What is asked: Every line from the one holding "Rebuild this screenshot" through the one holding "string; title: string;" should be returned exactly, both included; the pictures should not.
▼
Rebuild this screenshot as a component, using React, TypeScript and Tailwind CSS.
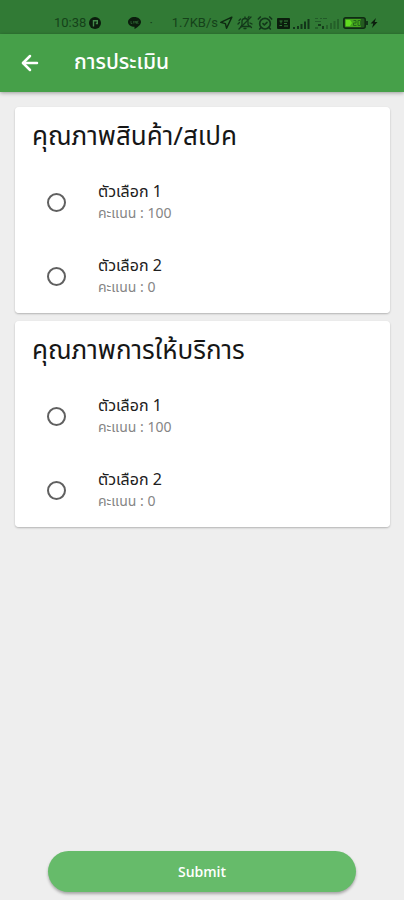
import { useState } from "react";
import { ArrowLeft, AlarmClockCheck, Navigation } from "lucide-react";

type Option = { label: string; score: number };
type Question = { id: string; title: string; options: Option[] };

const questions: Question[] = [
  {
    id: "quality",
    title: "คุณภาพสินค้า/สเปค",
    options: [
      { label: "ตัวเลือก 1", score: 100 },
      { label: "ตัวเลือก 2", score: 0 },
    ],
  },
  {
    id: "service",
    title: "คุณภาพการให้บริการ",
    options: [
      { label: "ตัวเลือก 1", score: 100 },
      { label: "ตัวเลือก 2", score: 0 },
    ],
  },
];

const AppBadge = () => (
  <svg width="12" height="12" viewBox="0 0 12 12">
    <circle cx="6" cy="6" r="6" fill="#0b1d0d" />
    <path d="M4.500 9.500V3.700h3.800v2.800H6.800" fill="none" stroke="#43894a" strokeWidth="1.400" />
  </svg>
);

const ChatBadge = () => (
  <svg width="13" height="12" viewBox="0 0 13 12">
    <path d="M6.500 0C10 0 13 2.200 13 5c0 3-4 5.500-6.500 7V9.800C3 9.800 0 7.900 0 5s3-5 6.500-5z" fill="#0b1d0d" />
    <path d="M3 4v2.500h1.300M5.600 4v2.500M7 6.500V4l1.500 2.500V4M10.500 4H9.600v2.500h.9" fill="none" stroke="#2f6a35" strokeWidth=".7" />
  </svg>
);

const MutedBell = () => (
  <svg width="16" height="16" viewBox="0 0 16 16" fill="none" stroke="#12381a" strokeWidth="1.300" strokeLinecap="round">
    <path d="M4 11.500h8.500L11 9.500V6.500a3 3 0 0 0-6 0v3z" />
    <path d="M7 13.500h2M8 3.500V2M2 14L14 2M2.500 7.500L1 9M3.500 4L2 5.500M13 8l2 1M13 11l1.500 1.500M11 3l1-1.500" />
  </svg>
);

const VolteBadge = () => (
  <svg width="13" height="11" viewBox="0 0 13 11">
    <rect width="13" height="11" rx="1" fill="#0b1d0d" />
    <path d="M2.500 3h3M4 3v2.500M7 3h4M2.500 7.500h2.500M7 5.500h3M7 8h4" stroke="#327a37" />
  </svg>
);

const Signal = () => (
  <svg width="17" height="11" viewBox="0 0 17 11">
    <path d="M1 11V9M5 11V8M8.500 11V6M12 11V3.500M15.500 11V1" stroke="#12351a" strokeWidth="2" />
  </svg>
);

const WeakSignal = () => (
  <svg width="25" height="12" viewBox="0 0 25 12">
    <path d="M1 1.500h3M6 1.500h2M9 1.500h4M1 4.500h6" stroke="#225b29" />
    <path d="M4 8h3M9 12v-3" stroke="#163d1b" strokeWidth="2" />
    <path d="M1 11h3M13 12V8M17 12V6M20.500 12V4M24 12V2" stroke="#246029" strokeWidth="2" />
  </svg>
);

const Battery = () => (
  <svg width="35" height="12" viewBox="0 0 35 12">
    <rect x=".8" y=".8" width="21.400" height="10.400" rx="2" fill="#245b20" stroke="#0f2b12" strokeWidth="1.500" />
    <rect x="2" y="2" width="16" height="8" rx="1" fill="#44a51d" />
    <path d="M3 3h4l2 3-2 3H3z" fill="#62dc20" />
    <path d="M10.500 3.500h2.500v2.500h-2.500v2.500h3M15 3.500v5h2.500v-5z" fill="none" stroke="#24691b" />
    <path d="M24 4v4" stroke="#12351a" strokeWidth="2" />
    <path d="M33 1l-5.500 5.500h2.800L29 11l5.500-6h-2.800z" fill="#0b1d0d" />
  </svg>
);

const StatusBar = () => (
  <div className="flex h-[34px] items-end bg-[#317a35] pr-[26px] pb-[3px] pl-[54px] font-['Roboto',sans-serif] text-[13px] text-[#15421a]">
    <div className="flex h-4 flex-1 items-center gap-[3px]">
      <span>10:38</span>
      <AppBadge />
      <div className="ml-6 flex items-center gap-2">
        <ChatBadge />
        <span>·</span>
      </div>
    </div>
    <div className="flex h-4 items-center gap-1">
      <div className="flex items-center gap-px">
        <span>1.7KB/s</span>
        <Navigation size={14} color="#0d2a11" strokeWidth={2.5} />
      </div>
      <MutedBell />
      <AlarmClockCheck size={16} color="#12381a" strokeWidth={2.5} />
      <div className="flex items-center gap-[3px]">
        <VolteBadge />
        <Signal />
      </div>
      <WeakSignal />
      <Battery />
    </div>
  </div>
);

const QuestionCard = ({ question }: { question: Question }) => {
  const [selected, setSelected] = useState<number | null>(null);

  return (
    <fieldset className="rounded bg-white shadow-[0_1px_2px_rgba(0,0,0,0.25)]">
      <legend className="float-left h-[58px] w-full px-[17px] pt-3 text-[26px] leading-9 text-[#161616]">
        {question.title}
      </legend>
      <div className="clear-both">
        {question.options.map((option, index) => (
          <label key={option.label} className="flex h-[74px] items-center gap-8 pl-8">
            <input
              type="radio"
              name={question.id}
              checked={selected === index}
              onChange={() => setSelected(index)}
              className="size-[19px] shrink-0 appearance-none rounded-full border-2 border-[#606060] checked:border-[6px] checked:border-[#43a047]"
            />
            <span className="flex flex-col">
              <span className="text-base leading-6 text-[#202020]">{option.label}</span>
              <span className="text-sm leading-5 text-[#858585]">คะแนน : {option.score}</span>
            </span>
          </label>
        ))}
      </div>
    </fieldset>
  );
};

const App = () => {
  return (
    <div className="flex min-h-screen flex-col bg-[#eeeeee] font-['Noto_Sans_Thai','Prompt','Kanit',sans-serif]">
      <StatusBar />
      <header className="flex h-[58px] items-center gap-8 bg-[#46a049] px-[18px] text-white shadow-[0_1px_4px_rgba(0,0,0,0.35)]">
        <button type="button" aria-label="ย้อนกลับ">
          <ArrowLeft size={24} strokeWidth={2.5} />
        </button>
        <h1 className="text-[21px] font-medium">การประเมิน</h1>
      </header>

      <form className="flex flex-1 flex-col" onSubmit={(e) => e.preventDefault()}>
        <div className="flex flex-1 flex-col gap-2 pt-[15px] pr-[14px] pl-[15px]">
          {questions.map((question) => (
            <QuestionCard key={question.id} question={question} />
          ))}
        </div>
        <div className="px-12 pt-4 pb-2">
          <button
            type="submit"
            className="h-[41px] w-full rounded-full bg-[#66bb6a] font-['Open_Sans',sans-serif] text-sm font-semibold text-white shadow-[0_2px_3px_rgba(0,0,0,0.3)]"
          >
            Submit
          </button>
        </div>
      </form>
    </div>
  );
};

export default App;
▲
▼
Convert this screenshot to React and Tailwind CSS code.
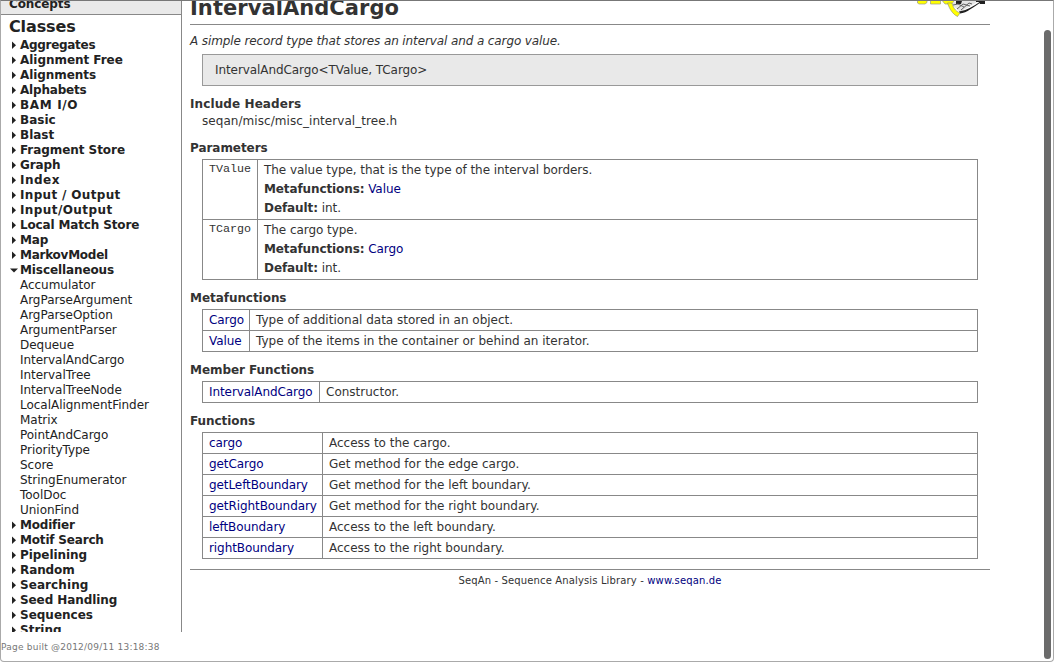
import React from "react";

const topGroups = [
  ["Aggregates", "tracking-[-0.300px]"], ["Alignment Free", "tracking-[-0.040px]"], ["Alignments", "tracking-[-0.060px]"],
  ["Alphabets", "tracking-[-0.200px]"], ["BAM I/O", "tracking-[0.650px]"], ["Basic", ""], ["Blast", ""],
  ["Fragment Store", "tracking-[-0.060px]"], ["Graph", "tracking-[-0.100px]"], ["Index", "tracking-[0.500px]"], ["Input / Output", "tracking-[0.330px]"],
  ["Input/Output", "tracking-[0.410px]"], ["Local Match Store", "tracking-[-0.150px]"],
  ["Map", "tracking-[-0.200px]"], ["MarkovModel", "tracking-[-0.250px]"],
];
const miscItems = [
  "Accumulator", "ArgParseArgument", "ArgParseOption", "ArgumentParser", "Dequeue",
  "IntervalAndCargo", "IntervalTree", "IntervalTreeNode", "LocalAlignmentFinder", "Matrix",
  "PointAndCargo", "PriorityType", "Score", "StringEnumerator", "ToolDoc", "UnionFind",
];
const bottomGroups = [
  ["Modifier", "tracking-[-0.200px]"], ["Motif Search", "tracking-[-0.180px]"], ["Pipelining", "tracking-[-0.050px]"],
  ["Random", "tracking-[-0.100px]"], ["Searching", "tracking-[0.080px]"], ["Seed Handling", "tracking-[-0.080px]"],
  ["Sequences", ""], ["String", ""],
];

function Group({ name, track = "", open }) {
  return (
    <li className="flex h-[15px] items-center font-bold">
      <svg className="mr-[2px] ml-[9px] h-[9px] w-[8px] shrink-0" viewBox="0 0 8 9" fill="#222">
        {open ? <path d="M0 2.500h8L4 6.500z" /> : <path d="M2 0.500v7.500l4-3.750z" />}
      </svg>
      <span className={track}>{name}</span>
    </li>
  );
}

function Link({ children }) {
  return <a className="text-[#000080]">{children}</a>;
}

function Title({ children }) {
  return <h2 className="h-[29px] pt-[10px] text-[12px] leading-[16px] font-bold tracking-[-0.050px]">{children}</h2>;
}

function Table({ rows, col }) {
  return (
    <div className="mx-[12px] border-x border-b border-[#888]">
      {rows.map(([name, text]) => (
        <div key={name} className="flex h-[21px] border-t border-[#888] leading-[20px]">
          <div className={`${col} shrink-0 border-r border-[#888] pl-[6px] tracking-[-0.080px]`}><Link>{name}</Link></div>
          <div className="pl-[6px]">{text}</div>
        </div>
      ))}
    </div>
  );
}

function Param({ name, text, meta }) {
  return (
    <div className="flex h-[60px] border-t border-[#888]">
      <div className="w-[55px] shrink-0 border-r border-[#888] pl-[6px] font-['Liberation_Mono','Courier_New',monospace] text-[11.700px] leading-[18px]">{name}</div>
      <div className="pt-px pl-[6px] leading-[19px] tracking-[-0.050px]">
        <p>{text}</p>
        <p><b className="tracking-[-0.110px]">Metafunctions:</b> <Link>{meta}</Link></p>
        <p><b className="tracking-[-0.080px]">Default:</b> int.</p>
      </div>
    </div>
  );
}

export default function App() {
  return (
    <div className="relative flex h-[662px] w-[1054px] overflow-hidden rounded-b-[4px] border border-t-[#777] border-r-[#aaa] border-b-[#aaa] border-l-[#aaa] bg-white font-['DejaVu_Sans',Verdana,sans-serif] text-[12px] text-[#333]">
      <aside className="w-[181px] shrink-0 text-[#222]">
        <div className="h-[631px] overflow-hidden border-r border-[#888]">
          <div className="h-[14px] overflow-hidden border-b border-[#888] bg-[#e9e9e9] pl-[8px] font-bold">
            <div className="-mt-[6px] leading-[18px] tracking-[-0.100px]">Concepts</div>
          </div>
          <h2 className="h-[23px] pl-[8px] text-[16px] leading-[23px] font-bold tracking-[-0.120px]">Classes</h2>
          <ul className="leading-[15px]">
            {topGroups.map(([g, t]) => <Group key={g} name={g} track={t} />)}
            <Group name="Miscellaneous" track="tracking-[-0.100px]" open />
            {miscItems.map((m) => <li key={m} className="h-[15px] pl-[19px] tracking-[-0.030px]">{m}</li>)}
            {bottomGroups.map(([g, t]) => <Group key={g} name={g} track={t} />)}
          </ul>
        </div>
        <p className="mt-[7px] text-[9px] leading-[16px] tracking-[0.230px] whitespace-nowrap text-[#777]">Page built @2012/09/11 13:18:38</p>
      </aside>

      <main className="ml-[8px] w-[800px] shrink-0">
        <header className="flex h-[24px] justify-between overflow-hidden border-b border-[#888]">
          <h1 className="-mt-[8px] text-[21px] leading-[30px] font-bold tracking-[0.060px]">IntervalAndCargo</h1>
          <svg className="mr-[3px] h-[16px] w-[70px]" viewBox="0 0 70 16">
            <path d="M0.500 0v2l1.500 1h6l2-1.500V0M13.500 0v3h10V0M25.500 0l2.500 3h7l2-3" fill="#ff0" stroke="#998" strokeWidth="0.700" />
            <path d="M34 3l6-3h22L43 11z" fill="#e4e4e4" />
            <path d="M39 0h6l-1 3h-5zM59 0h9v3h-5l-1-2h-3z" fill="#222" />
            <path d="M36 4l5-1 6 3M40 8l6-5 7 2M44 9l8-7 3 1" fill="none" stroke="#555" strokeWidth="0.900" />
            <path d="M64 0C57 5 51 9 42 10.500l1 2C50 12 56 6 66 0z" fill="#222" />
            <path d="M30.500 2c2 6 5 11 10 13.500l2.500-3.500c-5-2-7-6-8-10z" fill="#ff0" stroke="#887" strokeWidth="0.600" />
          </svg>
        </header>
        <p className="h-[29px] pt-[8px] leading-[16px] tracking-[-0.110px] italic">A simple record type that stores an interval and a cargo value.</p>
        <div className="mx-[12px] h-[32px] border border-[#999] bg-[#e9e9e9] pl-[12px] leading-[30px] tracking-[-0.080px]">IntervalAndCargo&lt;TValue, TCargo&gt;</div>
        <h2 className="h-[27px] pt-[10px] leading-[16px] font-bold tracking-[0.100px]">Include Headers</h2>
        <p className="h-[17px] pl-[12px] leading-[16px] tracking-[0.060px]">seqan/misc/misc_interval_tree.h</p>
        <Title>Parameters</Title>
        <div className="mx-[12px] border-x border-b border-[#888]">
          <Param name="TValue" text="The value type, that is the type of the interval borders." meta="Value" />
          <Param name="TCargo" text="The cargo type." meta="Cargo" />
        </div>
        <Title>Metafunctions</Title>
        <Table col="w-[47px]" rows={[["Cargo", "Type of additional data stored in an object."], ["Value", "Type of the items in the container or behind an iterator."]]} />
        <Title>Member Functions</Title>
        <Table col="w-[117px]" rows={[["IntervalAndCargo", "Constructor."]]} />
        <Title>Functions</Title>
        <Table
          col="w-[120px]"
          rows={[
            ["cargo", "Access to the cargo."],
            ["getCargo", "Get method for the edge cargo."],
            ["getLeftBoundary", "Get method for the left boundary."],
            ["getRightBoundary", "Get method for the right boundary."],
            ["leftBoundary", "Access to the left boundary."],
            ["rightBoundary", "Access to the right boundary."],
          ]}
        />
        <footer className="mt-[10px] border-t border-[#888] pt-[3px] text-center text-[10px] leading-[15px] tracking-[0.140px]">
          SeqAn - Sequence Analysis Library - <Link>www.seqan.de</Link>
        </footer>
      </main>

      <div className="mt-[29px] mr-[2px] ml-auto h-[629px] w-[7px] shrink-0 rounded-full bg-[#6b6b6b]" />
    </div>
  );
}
▲
Completed exercise:
Rebuild this screenshot as a component, using React, TypeScript and Tailwind CSS.
import { useState } from "react";
import { ArrowLeft, AlarmClockCheck, Navigation } from "lucide-react";

type Option = { label: string; score: number };
type Question = { id: string; title: string; options: Option[] };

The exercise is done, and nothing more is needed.